Convendría pedir, con respeto pero con determinación, que a la hora de negociar las inversiones de la Administración del Estado en nuestra comunidad quienes nos gobiernan actuaran con la misma exigencia que exhibirían si su interlocutor al otro lado de la mesa no fuera un conmilitón, un colega, un querido compañero de partido. Que mantengan el tono reivindicativo con el que se dirigirían a un adversario político. Que no sucumban a la tentación del conformismo. Menos aún a la de la sumisión. Que piensen a lo grande y sean ambiciosos. Y que no minusvaloren a sus gobernados. Aunque sólo sea para que a los ciudadanos no les quede la sensación de ser tratados como tontos cuando se les vende que una solución para el tramo Logroño-Castejón calcada de la que en su día se descalificó porque venía de la mano del ministro Íñigo de la Serna (PP), con sus traviesas polivalentes y su canesú, es la que ahora nos va a poner en el mapa de la alta velocidad sólo porque será posible atribuirla a otro ministro, en este caso el socialista José Luis Ábalos.
«La alta velocidad llega a La Rioja». Sí, aunque pareciera inalcanzable hasta ayer mismo. ¡Y lo hará por ancho ibérico! ¿Un prodigio? ¿Una aporía? De la conexión entre Logroño y Miranda no toca hablar. Enlazar por Pancorbo apunta como solución salomónica para buscar el punto de encuentro entre el interés general y el particular de quienes defienden, con todo su derecho y con una pasión encomiable, la tesis que se sustancia en una sentencia inapelable: «Alta velocidad, sí, pero no por mi viña». Como ejercicio mental, resulta inquietante imaginar cuántas bodegas existirían en el barrio de La Estación de Haro y cuál habría sido el ritmo de desarrollo del sector en ese lugar si hace 158 años se hubiera descartado que el tren pasara por allí porque era perjudicial para los intereses de algunos viticultores.
De no cambiar las cosas, la «alta velocidad» de los ferrocarriles del futuro que se anuncia para los riojanos será más alta que ahora, pero nunca tanto como la que tendrán a su disposición los vecinos navarros, burgaleses, aragoneses o vascos. Bien es verdad que ellos tienen voces más potentes para hacerse oír. También cuentan con el favor de una planificación que beneficia a sus intereses y que lo hará, sobre todo, a largo plazo. Porque las infraestructuras ferroviarias sólo pueden ser concebidas desde la perspectiva de su muy larga durabilidad. Basta advertir que, con sus lógicas pero pequeñas adaptaciones, la que actualmente discurre entre Miranda y Castejón entró en servicio en el año 1863.
En esta materia, como en otras muchas, los riojanos pueden sacar sus propias conclusiones sobre la diferencia entre ser ambiciosos o conformistas, entre aprovechar las oportunidades o dejarlas pasar.

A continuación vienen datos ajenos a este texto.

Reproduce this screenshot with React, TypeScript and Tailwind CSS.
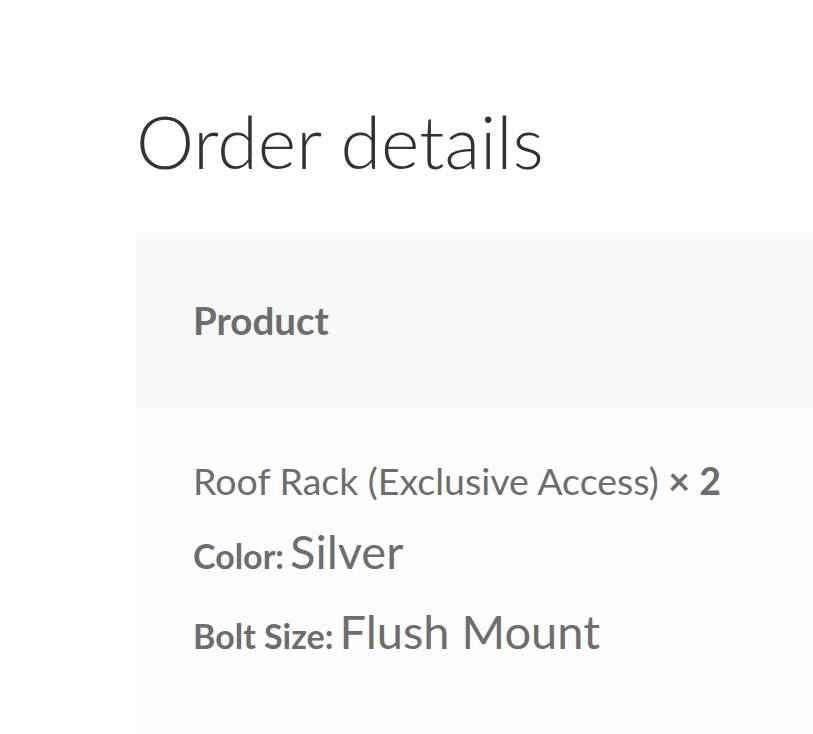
const meta = [
  { label: 'Color:', value: 'Silver' },
  { label: 'Bolt Size:', value: 'Flush Mount' },
];

export default function App() {
  return (
    <div className="min-h-screen bg-white font-[Lato,sans-serif] pl-[136px] pt-[104px]">
      <h1 className="text-[73.5px] leading-none font-light text-[#333333]">Order details</h1>

      <div className="mt-[55px] text-[#6d6d6d]">
        {/* Table head */}
        <div className="h-[176px] bg-[#f8f8f8] flex items-center pl-[57px]">
          <span className="text-[38.5px] font-bold">Product</span>
        </div>

        {/* Item row */}
        <div className="bg-[#fdfdfd] pl-[57px] pt-[48px] pb-[80px]">
          <div className="text-[37.5px] leading-[48px]">
            Roof Rack (Exclusive Access) <strong className="font-bold">× 2</strong>
          </div>
          {meta.map((m, i) => (
            <div
              key={m.label}
              className={`text-[47px] leading-[60px] ${i === 0 ? 'mt-[16px]' : 'mt-[20px]'}`}
            >
              <span className="text-[34px] leading-none font-bold">{m.label}</span>
              <span className="ml-[6px]">{m.value}</span>
            </div>
          ))}
        </div>
      </div>
    </div>
  );
}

Basta con que hagan memoria y una reflexión desapasionada sobre cuál sería el grado de desarrollo del entorno en el que se desenvuelven sus vidas si en los albores de la democracia hubiera prevalecido la aceptación de ser una provincia residual en el marco de una comunidad autónoma mayor, en lugar de reclamar, y ganar, el derecho a construir un destino propio como región. Jugar a lo grande no significa, desde luego, perder el sentido de la realidad. La humildad es la virtud que invita a mantener los pies bien pegados a la tierra, pero no debería ser nunca una justificación para aceptar de manera acrítica ciertas renuncias, por más que vengan envueltas en ese tipo de complacencias triunfalistas que tan a menudo sirven como señuelo para conducir a los pueblos, de victoria en victoria, hacia la derrota final.